>> Start Dataset excerpts

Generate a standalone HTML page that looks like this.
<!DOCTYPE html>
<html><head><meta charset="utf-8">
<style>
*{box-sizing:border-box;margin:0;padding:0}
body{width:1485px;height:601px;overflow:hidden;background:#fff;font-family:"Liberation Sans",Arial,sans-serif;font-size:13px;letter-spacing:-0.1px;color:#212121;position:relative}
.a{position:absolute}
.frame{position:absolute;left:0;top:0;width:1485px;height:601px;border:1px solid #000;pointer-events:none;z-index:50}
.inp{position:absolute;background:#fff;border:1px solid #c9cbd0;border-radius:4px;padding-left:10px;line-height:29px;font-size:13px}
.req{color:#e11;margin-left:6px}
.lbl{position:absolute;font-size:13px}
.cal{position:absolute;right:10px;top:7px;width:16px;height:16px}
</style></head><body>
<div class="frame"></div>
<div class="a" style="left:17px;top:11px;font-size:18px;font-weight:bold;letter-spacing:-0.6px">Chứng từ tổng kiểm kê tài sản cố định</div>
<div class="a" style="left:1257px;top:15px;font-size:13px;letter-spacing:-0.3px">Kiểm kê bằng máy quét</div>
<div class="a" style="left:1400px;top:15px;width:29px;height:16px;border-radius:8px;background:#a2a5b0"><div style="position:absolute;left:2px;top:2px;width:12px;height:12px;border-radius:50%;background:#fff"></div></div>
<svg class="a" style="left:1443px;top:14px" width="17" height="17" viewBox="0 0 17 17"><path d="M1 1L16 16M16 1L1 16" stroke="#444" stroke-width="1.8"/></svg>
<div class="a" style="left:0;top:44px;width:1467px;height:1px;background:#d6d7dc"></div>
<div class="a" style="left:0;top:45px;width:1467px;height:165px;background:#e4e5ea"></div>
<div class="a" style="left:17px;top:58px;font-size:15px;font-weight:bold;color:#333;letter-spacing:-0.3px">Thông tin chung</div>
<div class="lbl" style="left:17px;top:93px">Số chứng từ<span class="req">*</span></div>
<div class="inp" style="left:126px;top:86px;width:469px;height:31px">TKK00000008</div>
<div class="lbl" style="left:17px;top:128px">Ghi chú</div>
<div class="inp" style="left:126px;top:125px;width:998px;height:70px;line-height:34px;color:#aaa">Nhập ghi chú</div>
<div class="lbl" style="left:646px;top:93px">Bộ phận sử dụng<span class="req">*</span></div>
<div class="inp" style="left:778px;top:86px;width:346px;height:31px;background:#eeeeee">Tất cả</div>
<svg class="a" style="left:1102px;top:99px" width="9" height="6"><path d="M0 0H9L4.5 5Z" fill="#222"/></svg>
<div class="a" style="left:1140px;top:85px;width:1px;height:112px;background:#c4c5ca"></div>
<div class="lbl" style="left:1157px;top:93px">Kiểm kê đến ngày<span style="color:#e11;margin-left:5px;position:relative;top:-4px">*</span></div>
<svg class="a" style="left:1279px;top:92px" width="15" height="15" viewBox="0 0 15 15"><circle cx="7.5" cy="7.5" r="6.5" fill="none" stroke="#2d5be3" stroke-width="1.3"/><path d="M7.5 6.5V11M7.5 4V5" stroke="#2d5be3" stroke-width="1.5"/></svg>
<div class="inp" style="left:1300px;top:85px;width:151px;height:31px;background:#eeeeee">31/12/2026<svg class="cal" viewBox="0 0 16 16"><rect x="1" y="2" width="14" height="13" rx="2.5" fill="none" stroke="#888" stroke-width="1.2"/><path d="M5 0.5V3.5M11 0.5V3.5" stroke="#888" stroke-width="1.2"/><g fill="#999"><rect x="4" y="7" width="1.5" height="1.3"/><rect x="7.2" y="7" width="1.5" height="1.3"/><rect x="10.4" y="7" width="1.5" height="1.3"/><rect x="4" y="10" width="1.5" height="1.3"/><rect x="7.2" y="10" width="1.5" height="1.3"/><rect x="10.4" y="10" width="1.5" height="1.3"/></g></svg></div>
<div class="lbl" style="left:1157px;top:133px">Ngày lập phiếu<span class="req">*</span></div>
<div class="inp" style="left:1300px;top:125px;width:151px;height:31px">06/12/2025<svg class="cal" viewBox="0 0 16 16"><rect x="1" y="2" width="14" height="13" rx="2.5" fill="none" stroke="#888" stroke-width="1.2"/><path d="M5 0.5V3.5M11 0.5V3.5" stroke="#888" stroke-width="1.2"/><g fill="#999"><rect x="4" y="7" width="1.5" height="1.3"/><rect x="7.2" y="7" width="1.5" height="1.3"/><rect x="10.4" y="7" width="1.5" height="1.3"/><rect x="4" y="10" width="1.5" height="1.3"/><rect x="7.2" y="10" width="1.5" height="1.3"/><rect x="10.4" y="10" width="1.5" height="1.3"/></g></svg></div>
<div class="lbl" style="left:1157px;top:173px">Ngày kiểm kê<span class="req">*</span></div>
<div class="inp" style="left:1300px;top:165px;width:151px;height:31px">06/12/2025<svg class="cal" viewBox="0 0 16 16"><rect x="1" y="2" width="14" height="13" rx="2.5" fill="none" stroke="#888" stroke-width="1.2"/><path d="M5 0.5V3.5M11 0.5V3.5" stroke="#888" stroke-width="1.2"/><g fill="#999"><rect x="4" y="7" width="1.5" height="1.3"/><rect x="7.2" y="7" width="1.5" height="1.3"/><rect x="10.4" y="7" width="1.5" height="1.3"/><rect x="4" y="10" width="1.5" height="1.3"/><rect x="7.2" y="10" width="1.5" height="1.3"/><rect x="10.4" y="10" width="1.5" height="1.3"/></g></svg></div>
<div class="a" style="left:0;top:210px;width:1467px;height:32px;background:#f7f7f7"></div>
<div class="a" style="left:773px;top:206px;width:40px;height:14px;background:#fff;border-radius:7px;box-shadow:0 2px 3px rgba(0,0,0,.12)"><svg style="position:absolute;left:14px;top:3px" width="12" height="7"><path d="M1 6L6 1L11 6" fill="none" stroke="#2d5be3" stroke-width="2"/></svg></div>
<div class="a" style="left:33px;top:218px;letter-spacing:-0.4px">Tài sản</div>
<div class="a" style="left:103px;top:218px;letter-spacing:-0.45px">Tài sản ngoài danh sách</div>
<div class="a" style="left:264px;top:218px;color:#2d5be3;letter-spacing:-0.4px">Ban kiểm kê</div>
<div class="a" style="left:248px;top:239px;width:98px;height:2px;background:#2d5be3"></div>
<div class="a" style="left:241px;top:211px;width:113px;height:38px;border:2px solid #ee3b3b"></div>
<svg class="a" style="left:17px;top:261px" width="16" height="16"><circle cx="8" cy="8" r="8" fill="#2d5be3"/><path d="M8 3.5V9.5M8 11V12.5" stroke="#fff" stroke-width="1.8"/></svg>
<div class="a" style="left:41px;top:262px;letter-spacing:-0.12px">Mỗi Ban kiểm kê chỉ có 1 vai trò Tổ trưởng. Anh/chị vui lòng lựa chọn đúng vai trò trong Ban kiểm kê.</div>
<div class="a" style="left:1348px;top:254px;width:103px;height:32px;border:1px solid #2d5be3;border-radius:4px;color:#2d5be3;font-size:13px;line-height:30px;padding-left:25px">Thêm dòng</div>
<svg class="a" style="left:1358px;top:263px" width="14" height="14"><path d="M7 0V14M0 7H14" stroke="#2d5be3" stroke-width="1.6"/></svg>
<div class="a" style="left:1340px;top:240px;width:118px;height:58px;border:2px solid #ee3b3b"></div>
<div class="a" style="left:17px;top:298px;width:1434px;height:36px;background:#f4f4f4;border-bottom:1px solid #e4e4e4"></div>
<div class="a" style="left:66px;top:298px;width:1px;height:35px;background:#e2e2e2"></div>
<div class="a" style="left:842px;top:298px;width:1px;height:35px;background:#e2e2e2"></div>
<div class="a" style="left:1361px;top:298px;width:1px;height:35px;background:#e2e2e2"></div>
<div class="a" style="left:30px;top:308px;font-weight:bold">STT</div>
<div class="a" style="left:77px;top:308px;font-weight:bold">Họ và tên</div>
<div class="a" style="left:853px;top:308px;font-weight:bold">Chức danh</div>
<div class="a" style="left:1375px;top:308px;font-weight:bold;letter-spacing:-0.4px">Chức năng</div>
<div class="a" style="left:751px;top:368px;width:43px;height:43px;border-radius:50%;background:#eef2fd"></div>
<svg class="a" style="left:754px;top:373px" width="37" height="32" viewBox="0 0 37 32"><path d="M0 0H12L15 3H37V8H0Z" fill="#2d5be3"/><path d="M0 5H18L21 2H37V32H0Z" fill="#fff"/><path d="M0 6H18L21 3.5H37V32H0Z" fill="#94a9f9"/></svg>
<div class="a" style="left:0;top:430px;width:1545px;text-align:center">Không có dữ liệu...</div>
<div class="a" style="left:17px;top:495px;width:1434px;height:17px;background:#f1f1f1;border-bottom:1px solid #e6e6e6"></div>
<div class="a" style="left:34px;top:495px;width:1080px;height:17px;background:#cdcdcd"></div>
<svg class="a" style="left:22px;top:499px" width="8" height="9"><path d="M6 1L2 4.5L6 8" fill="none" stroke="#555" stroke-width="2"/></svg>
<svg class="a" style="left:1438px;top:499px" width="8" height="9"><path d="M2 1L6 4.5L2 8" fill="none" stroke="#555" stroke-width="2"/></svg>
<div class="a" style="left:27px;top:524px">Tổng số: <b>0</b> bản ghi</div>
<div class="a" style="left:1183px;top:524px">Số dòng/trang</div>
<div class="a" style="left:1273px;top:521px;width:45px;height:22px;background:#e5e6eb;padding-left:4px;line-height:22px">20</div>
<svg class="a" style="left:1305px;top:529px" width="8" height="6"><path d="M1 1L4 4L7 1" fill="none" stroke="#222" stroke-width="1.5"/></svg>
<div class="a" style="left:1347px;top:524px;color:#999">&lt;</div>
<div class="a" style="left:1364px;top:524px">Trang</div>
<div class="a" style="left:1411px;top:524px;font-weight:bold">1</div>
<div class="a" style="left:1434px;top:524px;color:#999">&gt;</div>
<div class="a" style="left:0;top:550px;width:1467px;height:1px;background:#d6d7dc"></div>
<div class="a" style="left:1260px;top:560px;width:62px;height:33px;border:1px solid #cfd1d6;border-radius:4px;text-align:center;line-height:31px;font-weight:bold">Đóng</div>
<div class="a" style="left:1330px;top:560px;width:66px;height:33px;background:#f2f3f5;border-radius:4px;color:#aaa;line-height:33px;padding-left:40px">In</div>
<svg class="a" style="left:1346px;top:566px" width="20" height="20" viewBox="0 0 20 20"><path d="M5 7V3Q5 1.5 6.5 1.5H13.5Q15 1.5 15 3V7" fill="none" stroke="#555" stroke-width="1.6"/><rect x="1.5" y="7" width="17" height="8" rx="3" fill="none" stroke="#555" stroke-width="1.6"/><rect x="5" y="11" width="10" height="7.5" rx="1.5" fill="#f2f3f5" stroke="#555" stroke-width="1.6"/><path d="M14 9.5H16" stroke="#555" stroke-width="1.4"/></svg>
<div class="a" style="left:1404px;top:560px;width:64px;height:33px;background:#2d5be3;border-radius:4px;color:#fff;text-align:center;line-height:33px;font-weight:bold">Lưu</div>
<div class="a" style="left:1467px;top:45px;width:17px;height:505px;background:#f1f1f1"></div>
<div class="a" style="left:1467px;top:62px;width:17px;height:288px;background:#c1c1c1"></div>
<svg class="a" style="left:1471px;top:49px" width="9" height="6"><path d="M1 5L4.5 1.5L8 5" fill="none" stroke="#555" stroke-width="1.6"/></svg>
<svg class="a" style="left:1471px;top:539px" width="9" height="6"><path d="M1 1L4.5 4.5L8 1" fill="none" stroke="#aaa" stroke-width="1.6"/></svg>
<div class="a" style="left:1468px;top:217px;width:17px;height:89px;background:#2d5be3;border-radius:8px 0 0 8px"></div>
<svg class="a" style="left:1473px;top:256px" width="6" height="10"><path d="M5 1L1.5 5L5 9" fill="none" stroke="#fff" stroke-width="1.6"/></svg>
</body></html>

>> End Dataset excerpts
>> Start Dataset excerpts

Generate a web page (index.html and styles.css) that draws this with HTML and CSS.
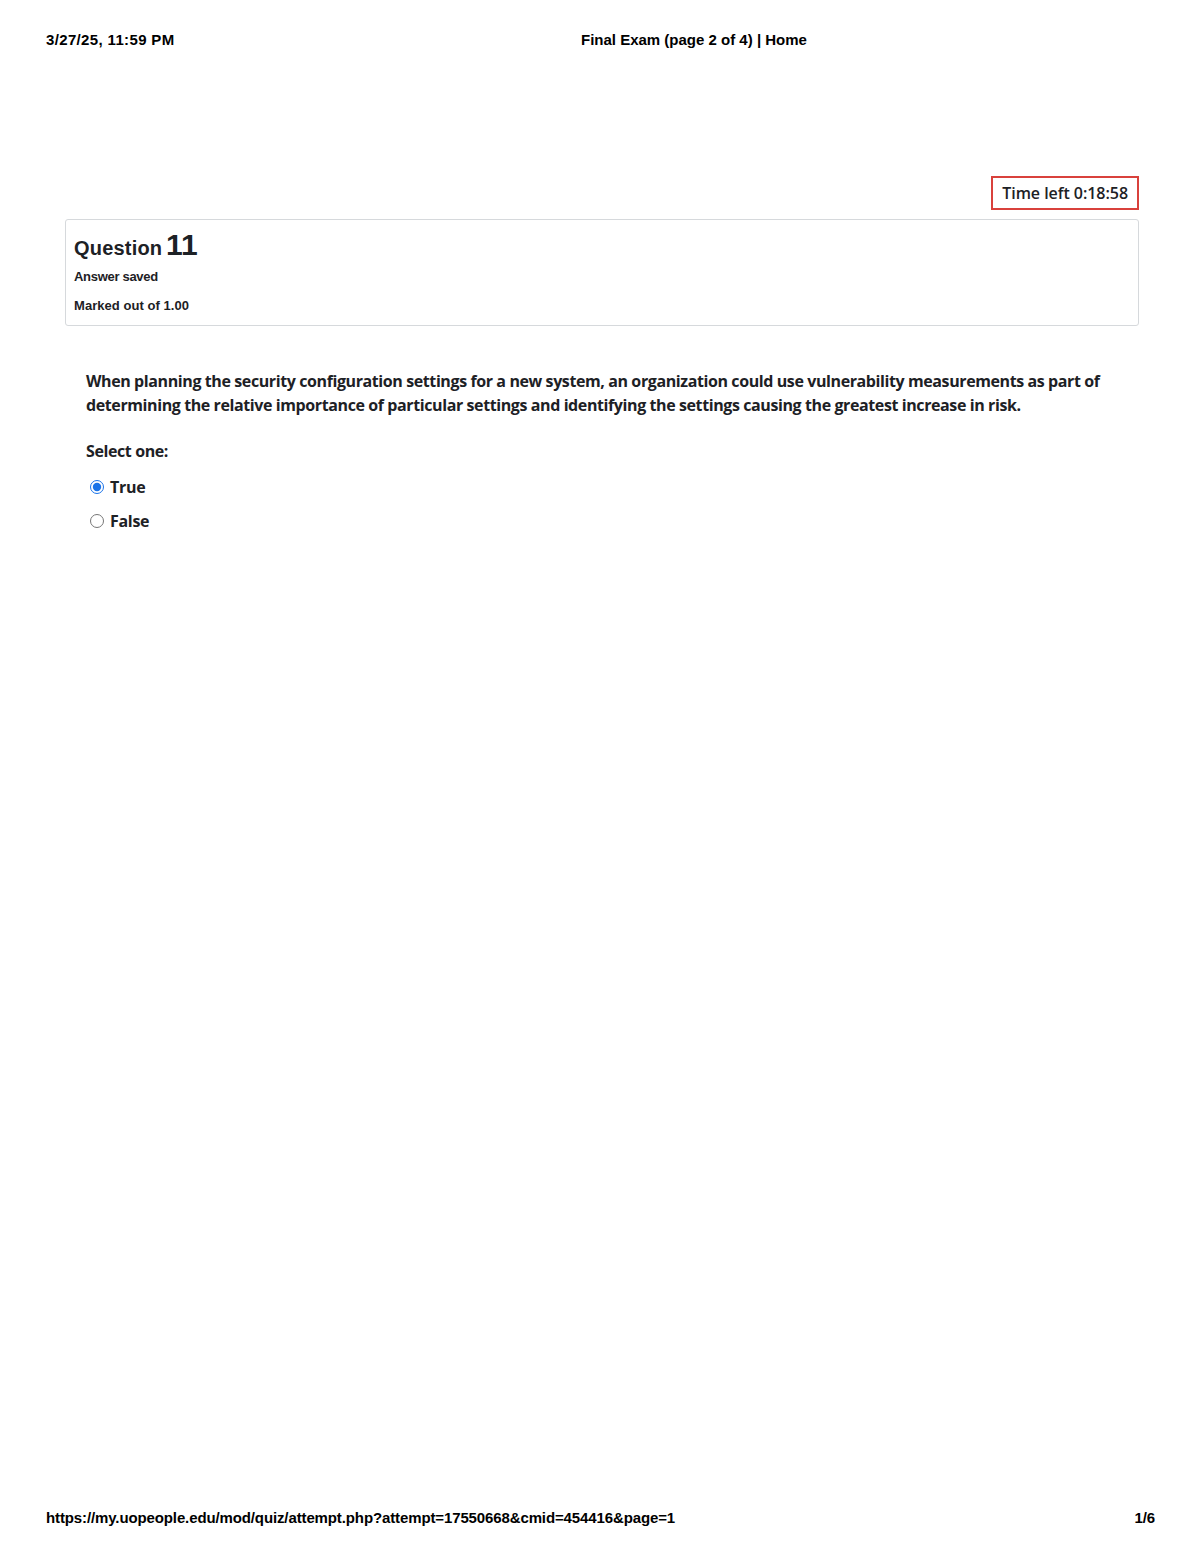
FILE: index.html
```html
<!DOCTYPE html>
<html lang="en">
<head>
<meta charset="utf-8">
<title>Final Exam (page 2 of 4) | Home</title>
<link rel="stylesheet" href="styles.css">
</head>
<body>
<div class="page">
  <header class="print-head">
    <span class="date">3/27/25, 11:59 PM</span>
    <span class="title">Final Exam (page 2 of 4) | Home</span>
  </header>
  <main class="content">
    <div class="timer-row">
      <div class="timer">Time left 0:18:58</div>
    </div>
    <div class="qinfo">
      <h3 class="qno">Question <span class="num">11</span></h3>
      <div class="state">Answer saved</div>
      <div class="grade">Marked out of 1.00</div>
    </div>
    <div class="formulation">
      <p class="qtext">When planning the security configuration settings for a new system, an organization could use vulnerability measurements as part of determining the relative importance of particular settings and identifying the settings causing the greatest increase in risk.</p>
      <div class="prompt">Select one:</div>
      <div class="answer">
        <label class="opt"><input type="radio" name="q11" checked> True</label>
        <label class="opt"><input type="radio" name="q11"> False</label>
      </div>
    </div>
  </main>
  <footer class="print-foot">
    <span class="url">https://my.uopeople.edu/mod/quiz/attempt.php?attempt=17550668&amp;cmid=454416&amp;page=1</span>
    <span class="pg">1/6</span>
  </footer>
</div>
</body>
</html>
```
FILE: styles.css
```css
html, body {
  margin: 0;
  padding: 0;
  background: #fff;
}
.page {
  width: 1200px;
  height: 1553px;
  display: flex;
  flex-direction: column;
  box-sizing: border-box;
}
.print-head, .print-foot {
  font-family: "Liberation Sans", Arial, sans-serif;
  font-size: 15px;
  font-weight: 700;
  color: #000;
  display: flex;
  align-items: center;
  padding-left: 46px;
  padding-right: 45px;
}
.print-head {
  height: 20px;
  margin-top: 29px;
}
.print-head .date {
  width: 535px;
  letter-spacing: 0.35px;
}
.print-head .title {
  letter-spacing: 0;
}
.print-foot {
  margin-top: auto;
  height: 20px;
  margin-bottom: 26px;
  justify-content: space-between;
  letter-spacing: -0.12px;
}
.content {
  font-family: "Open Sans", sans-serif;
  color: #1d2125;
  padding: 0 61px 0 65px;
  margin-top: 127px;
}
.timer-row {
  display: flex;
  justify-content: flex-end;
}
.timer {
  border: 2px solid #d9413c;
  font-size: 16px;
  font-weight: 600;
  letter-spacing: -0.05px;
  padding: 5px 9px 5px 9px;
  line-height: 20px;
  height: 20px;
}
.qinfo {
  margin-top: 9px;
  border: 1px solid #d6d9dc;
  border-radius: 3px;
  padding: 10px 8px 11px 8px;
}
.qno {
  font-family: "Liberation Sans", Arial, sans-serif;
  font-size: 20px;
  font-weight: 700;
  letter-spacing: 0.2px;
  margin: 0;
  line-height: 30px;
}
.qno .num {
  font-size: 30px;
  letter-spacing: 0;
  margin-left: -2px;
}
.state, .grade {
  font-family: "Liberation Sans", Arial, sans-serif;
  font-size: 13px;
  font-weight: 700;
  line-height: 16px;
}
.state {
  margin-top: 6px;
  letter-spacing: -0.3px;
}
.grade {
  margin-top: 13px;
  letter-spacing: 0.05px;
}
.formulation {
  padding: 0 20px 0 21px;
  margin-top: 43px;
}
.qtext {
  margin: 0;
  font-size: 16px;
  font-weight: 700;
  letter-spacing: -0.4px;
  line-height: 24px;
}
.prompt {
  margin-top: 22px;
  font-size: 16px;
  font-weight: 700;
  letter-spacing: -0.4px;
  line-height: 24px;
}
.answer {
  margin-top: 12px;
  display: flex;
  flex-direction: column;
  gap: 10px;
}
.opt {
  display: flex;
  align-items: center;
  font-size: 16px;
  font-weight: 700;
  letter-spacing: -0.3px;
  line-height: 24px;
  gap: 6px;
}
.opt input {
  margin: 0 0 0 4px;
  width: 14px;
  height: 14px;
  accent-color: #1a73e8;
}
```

>> End Dataset excerpts

(Work required):
In the records, locate each line holding the string "that" and copy it.

(Expected output):
Generate a standalone HTML page that looks like this.
Generate a web page (index.html and styles.css) that draws this with HTML and CSS.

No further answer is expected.